The Chicago Motor Club building is a historic city landmark that still embodies the Art Deco design elements that have long been held as cultural treasures. The 17-story building, which first opened in 1928 and was added to the National Register of Historic Places in 1978, features an iconic 29-foot mural in the grand lobby that highlights popular driving destinations of the building’s original tenants across a map of the United States.
In 1986, the Chicago Motor Club relocated its headquarters to Des Plaines, Ill., leaving the original building to new ownership. When Hampton by Hilton approached the building’s then-owners with hopes of transforming it into a hotel, the hotel chain was met with the daunting task of undergoing a full renovation of the historic space that had been unoccupied since 2004. One of the developer’s key challenges was installing an updated, efficient heating and cooling system without disturbing or disrupting the building’s historic—and protected—architecture.
It was imperative that the renovated building maintained its original appearance as a tribute to car culture. Before the transformation of a hotel even began, State Mechanical Services, Aurora, Ill., the installing mechanical contractor, was hand-selected to provide a heating and air conditioning system that would allow the Chicago Motor Club to keep its architectural integrity, while also serving its new purpose in a practical manner—providing guest comfort. It was also essential that any HVAC equipment installed in the Chicago Motor Club building address installation challenges due to limited interior and rooftop space and offer conditioning options that could efficiently respond to the exceptional cold Chicago winters and warm summers.

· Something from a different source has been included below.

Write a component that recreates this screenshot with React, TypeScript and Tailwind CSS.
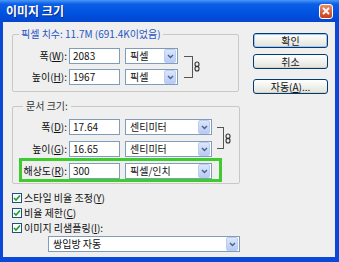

The new owners also wanted to ensure the new system, as it would be operating 24/7, would maintain low sound levels so as not to disrupt the hotel’s guests and individual room temperatures could be centrally monitored.
To best meet the HVAC needs of this historic building, State Mechanical Services chose air conditioning solutions from LG Electronics (represented by Midwest Applied Solutions) to outfit the 143-room, Hampton by Hilton hotel. Given the building’s historic status, Midwest Applied Solutions had to ensure all LG mechanical equipment fit in the building’s limited interior space and on its small rooftop (35 ft. x 35 ft.), as well as avoid making any modifications to the building’s exterior. To meet all of the aforementioned criteria, LG suggested using its Multi V IV Heat Recovery system with the LG Art Cool Mirror indoor units and the LG AC Smart IV central controller, which provide utility, aesthetics and controls, respectively. According Andrew Yonkus, vice president, State Mechanical Services, logistically, LG’s VRF system made sense due to the smaller mechanical footprint on the roof.
For the building as a whole, Midwest Applied Solutions recommended installing LG’s Multi V IV Heat Recovery system, which provides installation flexibility and can be easily installed on the roof for minimal visibility in addition to guaranteeing optimal guest comfort. The limited ductwork required for LG’s systems enabled State Mechanical Services to have a minimally invasive installation plan, which kept disruption to the space to a minimum and installation costs low.
According to David Holbrook, project manager, Midwest Applied Solutions, “Thanks to LG’s VRF technology, the building’s structure wasn’t compromised, and it was able to keep the same quintessential appearance it once held in Chicago.”
Kevin McNamara, vice president and general manager for LG Electronics USA’s air conditioning business, called the project “a unique opportunity to transform a landmark-status building into a modern, functioning hotel.”
In addition, LG’s VRF technology, as incorporated in the Multi V IV Heat Recovery system, also offers custom temperature control in specific rooms, allowing each hotel guest to heat or cool based on his or her own personal comfort needs. Only the rooms being used will be heated or cooled at any particular time. With VRF, the building can take advantage of recovered waste heat—the capturing of heat energy normally discharged to the atmosphere by zones in cooling mode and moving that energy to the zones that need heat—so one guest can have heating and another cooling simultaneously.
The installation of LG’s air conditioning systems was completed in a timely and seamless manner, strategically meeting—and at times exceeding—all of the challenges and criteria set forth by the project. The Chicago Motor Club building reopened on May 19, 2015 as the LEED-certified Hampton Inn Chicago Downtown.